Advanced control technologies will be used to move the vehicles around the structures, manipulate robotic arms, and deploy sensors or tools to undertake repairs. The final piece of the system is the brain that drives the collaborative mission via three functions: evaluating success; adapting to the environment to perform the task better; and requesting help when failing.

In the future aerial vehicles might inspect and repair wind turbine blades

The system described will start semi-autonomously and will move gradually to being fully autonomous in time. There is an opportunity to transition offshore workers to onshore – particularly into roles that analyse, interpret and model data. In order to build trust between humans and robots, it will be necessary to maintain a dialogue between the operator and the robotics technology, and for this reason we will always need human insight. A human operator needs to be able to understand and explain why a robotic system is making the decisions it is.

Some 20-to-30 years from now, technology will allow all inspection and repair work to be done remotely from shore. The technical barriers to communication are reducing with 5G connectivity.
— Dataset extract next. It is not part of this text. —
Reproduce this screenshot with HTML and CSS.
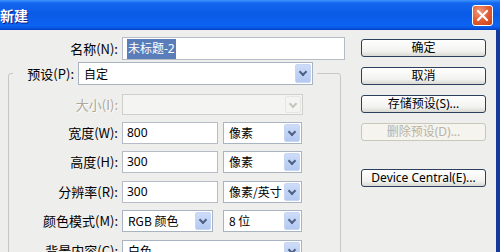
FILE: index.html
```html
<!DOCTYPE html>
<html lang="zh-CN">
<head>
  <meta charset="UTF-8">
  <meta name="viewport" content="width=device-width, initial-scale=1.0">
  <title>新建</title>
  <link rel="stylesheet" href="styles.css">
</head>
<body>

  <div class="window">
    <!-- Title Bar -->
    <div class="titlebar">
      <span class="title">新建</span>
      <span class="close">
        <svg width="13" height="13" viewBox="0 0 13 13"><path d="M2 2 L11 11 M11 2 L2 11" stroke="#fff" stroke-width="2.2" stroke-linecap="round"/></svg>
      </span>
    </div>

    <div class="client">
      <!-- Form -->
      <div class="form">
        <div class="row name-row">
          <label class="label">名称(N):</label>
          <div class="field text name-field"><span class="selected">未标题-2</span></div>
        </div>

        <fieldset class="group">
          <legend class="preset">
            <label class="label">预设(P):</label>
            <div class="field select preset-select">自定<span class="arrow"></span></div>
          </legend>

          <div class="row size-row">
            <label class="label disabled">大小(I):</label>
            <div class="field select is-disabled size-select"><span class="arrow"></span></div>
          </div>

          <div class="row">
            <label class="label">宽度(W):</label>
            <div class="field text num">800</div>
            <div class="field select unit">像素<span class="arrow"></span></div>
          </div>

          <div class="row">
            <label class="label">高度(H):</label>
            <div class="field text num">300</div>
            <div class="field select unit">像素<span class="arrow"></span></div>
          </div>

          <div class="row">
            <label class="label">分辨率(R):</label>
            <div class="field text num">300</div>
            <div class="field select unit">像素/英寸<span class="arrow"></span></div>
          </div>

          <div class="row">
            <label class="label">颜色模式(M):</label>
            <div class="field select mode">RGB 颜色<span class="arrow"></span></div>
            <div class="field select unit">8 位<span class="arrow"></span></div>
          </div>

          <div class="row">
            <label class="label">背景内容(C):</label>
            <div class="field select bg-select">白色<span class="arrow"></span></div>
          </div>
        </fieldset>
      </div>

      <!-- Buttons -->
      <div class="actions">
        <button class="button">确定</button>
        <button class="button">取消</button>
        <button class="button">存储预设(S)...</button>
        <button class="button" disabled>删除预设(D)...</button>
        <button class="button device">Device Central(E)...</button>
      </div>
    </div>
  </div>

</body>
</html>
```

FILE: styles.css
```css
/* General Reset */
* {
  margin: 0;
  padding: 0;
  box-sizing: border-box;
}

body {
  width: 500px;
  height: 252px;
  overflow: hidden;
  background-color: #eeeeec;
  font-family: "Noto Sans", "Noto Sans CJK SC", sans-serif;
  font-size: 12px;
  color: #000;
}

/* Title Bar */
.titlebar {
  height: 30px;
  display: flex;
  align-items: center;
  justify-content: space-between;
  padding-right: 7px;
  background: linear-gradient(to bottom, #3d95ff 0%, #1467ef 10%, #0a5ae6 45%, #0b63f2 85%, #0a56e0 93%, #0040c8 100%);
}

.title {
  color: #fff;
  font-family: "Noto Sans CJK SC", sans-serif;
  font-weight: bold;
  font-size: 14px;
  line-height: 18px;
  text-shadow: 1px 1px #0a1c8a;
}

.close {
  width: 21px;
  height: 21px;
  border: 1px solid #fff;
  border-radius: 3px;
  background: radial-gradient(circle at 35% 30%, #f19a7d, #e0582f 55%, #c8401a);
  display: flex;
  align-items: center;
  justify-content: center;
}

/* Client Area */
.client {
  display: flex;
  height: 222px;
  border-right: 4px solid #163a9c;
}

.form {
  width: 345px;
  padding-top: 7px;
}

.row {
  display: flex;
  align-items: center;
  height: 22px;
  margin-bottom: 7.5px;
}

.label {
  flex: none;
  text-align: right;
  font-family: "Noto Sans CJK SC", sans-serif;
  font-size: 13px;
  line-height: 22px;
  padding-right: 4px;
}

.label.disabled {
  color: #aca899;
  text-shadow: 1px 1px #fff;
}

.name-row {
  height: 23px;
  margin-bottom: 2px;
}

.name-row .label {
  width: 122px;
}

/* Fields */
.field {
  position: relative;
  height: 100%;
  background-color: #fff;
  border: 1px solid #a9b4c2;
  padding-left: 4px;
  line-height: 20px;
  white-space: nowrap;
}

.text {
  border-color: #b5bcc6;
}

.name-field {
  width: 223px;
  line-height: 21px;
}

.selected {
  background-color: #5a7db9;
  color: #fff;
  padding: 1px 1px 2px;
}

.num {
  width: 96px;
  margin-right: 5px;
}

.unit {
  width: 79px;
}

.mode {
  width: 91px;
  margin-right: 10px;
}

.bg-select {
  width: 180px;
}

.select {
  padding-left: 5px;
  font-family: "Noto Sans CJK SC", sans-serif;
}

.arrow {
  position: absolute;
  top: 1px;
  right: 1px;
  bottom: 1px;
  width: 16px;
  border: 1px solid #c7d6f4;
  border-radius: 2px;
  background: linear-gradient(to bottom, #cddcf8, #b4c9f2);
}

.arrow::after {
  content: "";
  position: absolute;
  left: 4px;
  top: 4px;
  width: 4px;
  height: 4px;
  border-right: 2px solid #4d6185;
  border-bottom: 2px solid #4d6185;
  transform: rotate(45deg);
}

.is-disabled {
  background-color: #f4f4f2;
  border-color: #cfcfcb;
}

.is-disabled .arrow {
  border-color: #e6e6e2;
  background: #f4f4f2;
}

.is-disabled .arrow::after {
  border-color: #c9c7ba;
}

.size-select {
  width: 181px;
}

/* Group Box */
.group {
  margin-left: 8px;
  width: 333px;
  border: 1px solid #c8c8c2;
  border-radius: 3px;
  padding: 9px 0 0;
}

.preset {
  display: flex;
  align-items: center;
  height: 23px;
  margin-left: 4px;
  padding-right: 4px;
}

.preset .label {
  width: 65px;
}

.preset-select {
  width: 235px;
  height: 23px;
  line-height: 21px;
}

.group .row .label {
  width: 113px;
}

.size-row {
  height: 21px;
  margin-bottom: 6.5px;
}

/* Buttons */
.actions {
  width: 125px;
  margin-left: 16px;
  padding-top: 9px;
  display: flex;
  flex-direction: column;
  gap: 10px;
}

.button {
  height: 18px;
  border: 1px solid #2d3f5c;
  border-radius: 3px;
  background: linear-gradient(to bottom, #ffffff, #f2f2ef 70%, #d9d8d2);
  font-family: "Noto Sans", "Noto Sans CJK SC", sans-serif;
  font-size: 12px;
  line-height: 16px;
  color: #000;
}

.button:disabled {
  border-color: #c9c7ba;
  background: #f5f4ee;
  color: #b5b3a6;
}

.device {
  margin-top: 18px;
}
```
Beyond cost, safety and logistics, there is the added advantage of being able to deploy precisely the right engineer, working remotely, to carry out a task.

Retaining a competitive advantage
In order for the UK to retain its world-leading position in offshore renewable energy, it is essential for industry to incorporate robotics technology into working practice. Currently, the sector is defining the robotics capabilities it needs to push down cost and improve safety.

The UK’s success in offshore is mirrored in robotics R&D. And to continue to take advantage of advances in robotics and autonomous systems, it will be necessary to train the workforce at all levels to fully understand what robots are capable of.

Critically, we need to support the emergence of the SMEs that will drive innovation in the field of robotics, and this will be a focus for the National Robotarium. It will enable the vast research that is underway in our academic institutions to be translated into the viable products that are sought after by offshore wind farm operators.